Evidence Lower Bound
Motivation
Many probabilistic models have an intractable log marginal likelihood
\[ \log p_\theta(x) = \log \int p_\theta(x, z) \, dz \]
because the integral over latents \(z\) has no closed form and is high-dimensional. The evidence lower bound (ELBO) is a tractable lower bound on \(\log p_\theta(x)\) that can be optimized in \(\theta\) — and, when paired with a variational family \(q_\phi(z)\), also in \(\phi\) (Kingma and Welling 2013; Dempster et al. 1977).
The ELBO is the workhorse of latent-variable inference. It powers expectation-maximization, variational autoencoders, the per-step objective in diffusion models, and variational inference more broadly.
Definition
For any distribution \(q(z)\) with the same support as the posterior \(p_\theta(z \mid x)\),
\[ \mathrm{ELBO}(q, \theta; x) = \mathbb{E}_{z \sim q}\!\left[\log p_\theta(x, z) - \log q(z)\right]. \]
Equivalently,
\[ \mathrm{ELBO}(q, \theta; x) = \mathbb{E}_q[\log p_\theta(x \mid z)] - \mathrm{KL}(q(z) \,\|\, p_\theta(z)). \]
The first form makes the bound’s structure visible; the second decomposes it into a “reconstruction” term and a KL regularizer that pulls \(q\) toward the prior.
The Bound
For every \(q\), \(\theta\), and \(x\),
\[ \log p_\theta(x) \geq \mathrm{ELBO}(q, \theta; x). \]
The proof is one application of Jensen’s inequality. (proof)
The gap between the log evidence and the ELBO is exactly the KL divergence from \(q\) to the true posterior:
\[ \log p_\theta(x) - \mathrm{ELBO}(q, \theta; x) = \mathrm{KL}\!\left(q(z) \,\|\, p_\theta(z \mid x)\right). \]
This identity is the core of variational inference: maximizing the ELBO in \(q\) is equivalent to minimizing \(\mathrm{KL}(q \,\|\, p_\theta(z \mid x))\), i.e. fitting the variational distribution to the true posterior. The ELBO is a lower bound because \(\mathrm{KL} \geq 0\) (proof), and the bound is tight when \(q = p_\theta(z \mid x)\).
Two Uses
Coordinate ascent. Alternate maximization in \(\theta\) and \(q\) is the basis of EM. The E-step sets \(q(z) = p_\theta(z \mid x)\), making the bound tight; the M-step updates \(\theta\) to maximize \(\mathbb{E}_q[\log p_\theta(x, z)]\). Each step monotonically increases \(\log p_\theta(x)\).

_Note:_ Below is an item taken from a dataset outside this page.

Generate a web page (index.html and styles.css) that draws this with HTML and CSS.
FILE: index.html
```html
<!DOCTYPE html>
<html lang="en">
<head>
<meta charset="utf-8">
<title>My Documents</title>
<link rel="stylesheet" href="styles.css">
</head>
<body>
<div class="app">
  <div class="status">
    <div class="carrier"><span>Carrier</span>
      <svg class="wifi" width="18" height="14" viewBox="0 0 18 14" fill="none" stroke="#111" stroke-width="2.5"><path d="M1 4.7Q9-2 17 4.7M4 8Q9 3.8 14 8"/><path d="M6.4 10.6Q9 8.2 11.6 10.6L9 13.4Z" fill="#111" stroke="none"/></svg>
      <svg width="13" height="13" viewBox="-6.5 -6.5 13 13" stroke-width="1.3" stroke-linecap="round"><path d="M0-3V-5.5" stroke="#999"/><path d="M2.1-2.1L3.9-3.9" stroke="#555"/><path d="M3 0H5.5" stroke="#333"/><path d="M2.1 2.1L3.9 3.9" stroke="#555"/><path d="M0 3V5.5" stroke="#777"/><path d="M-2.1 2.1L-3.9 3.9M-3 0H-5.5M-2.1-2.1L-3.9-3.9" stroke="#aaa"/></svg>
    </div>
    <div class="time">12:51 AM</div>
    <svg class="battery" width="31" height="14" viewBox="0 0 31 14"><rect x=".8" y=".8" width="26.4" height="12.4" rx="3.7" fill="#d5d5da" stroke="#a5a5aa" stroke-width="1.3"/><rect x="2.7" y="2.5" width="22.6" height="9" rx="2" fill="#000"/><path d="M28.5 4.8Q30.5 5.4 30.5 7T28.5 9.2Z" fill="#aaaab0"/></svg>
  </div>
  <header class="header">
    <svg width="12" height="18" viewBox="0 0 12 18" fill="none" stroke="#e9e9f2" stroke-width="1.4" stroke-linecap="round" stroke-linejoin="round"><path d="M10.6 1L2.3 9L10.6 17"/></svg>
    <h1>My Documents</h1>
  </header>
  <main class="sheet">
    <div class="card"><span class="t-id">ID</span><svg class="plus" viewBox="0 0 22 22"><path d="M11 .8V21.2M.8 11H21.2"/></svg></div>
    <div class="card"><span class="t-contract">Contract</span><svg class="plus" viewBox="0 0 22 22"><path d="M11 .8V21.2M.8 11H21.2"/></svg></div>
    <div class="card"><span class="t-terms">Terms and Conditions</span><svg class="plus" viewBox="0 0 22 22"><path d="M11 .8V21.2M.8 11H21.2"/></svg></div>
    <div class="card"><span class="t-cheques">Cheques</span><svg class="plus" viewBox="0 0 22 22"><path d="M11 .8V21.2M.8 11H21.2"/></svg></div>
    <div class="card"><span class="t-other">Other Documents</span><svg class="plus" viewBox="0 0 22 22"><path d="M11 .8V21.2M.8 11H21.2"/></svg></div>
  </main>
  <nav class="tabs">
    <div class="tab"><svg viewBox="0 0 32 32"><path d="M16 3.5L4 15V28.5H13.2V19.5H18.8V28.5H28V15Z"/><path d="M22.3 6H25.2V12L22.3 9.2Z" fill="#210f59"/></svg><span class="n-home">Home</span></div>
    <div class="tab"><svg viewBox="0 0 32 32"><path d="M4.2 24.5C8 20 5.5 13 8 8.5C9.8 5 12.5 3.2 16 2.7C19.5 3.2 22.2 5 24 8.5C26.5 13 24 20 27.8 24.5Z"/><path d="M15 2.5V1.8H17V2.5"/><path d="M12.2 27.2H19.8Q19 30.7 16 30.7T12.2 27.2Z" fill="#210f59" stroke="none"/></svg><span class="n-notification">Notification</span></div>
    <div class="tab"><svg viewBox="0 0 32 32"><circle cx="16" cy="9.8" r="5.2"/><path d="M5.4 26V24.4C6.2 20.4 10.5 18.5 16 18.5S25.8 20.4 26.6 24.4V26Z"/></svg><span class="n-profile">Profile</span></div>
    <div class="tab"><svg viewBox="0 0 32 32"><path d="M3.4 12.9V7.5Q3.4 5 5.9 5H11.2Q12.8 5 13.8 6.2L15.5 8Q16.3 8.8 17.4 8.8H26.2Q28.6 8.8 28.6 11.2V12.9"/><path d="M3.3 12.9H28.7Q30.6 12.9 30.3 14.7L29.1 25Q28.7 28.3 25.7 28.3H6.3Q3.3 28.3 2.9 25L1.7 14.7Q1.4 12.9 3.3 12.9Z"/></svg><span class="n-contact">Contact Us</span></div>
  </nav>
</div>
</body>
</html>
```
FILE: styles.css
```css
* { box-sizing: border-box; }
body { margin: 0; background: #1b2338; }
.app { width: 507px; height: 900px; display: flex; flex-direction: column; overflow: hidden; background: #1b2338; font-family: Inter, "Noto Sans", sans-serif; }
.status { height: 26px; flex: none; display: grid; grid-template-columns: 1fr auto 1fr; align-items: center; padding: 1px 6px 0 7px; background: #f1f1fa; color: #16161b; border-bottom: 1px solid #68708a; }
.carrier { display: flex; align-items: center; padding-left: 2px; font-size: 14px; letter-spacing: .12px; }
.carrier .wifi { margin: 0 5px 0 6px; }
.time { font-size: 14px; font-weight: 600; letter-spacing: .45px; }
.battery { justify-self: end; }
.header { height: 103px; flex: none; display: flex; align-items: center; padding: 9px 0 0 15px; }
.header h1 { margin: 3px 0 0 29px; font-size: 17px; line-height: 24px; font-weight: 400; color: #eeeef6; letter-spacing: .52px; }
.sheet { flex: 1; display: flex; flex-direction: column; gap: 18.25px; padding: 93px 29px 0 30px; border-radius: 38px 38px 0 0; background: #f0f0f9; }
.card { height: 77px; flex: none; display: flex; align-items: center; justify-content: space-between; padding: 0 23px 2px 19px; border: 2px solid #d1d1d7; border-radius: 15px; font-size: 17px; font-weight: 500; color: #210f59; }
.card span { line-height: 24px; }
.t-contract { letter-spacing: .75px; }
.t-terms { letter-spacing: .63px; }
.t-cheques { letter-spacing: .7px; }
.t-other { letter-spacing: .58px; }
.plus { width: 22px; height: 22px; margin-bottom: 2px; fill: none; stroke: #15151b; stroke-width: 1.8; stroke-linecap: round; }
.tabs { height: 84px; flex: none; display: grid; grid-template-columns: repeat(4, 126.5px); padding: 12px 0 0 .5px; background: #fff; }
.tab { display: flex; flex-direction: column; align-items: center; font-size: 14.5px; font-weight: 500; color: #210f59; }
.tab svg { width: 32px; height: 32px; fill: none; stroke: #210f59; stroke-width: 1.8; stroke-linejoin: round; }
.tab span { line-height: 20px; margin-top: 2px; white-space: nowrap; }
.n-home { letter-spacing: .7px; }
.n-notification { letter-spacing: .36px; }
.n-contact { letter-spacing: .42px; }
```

Joint amortized optimization. Parameterize \(q_\phi(z \mid x)\) as a neural network (“amortized inference”) and optimize \(\theta\) and \(\phi\) together by stochastic gradient ascent on the ELBO. This is the VAE recipe; the reparameterization trick is what makes the gradient with respect to \(\phi\) low-variance.
Why “Evidence” Lower Bound
In Bayesian terminology, \(p_\theta(x)\) is the model evidence — the probability the model assigns to the observed data after marginalizing latents. The ELBO is a lower bound on its log; hence the name. Some literature uses the alternative name variational free energy for \(-\mathrm{ELBO}\), by analogy with statistical-mechanics free energies.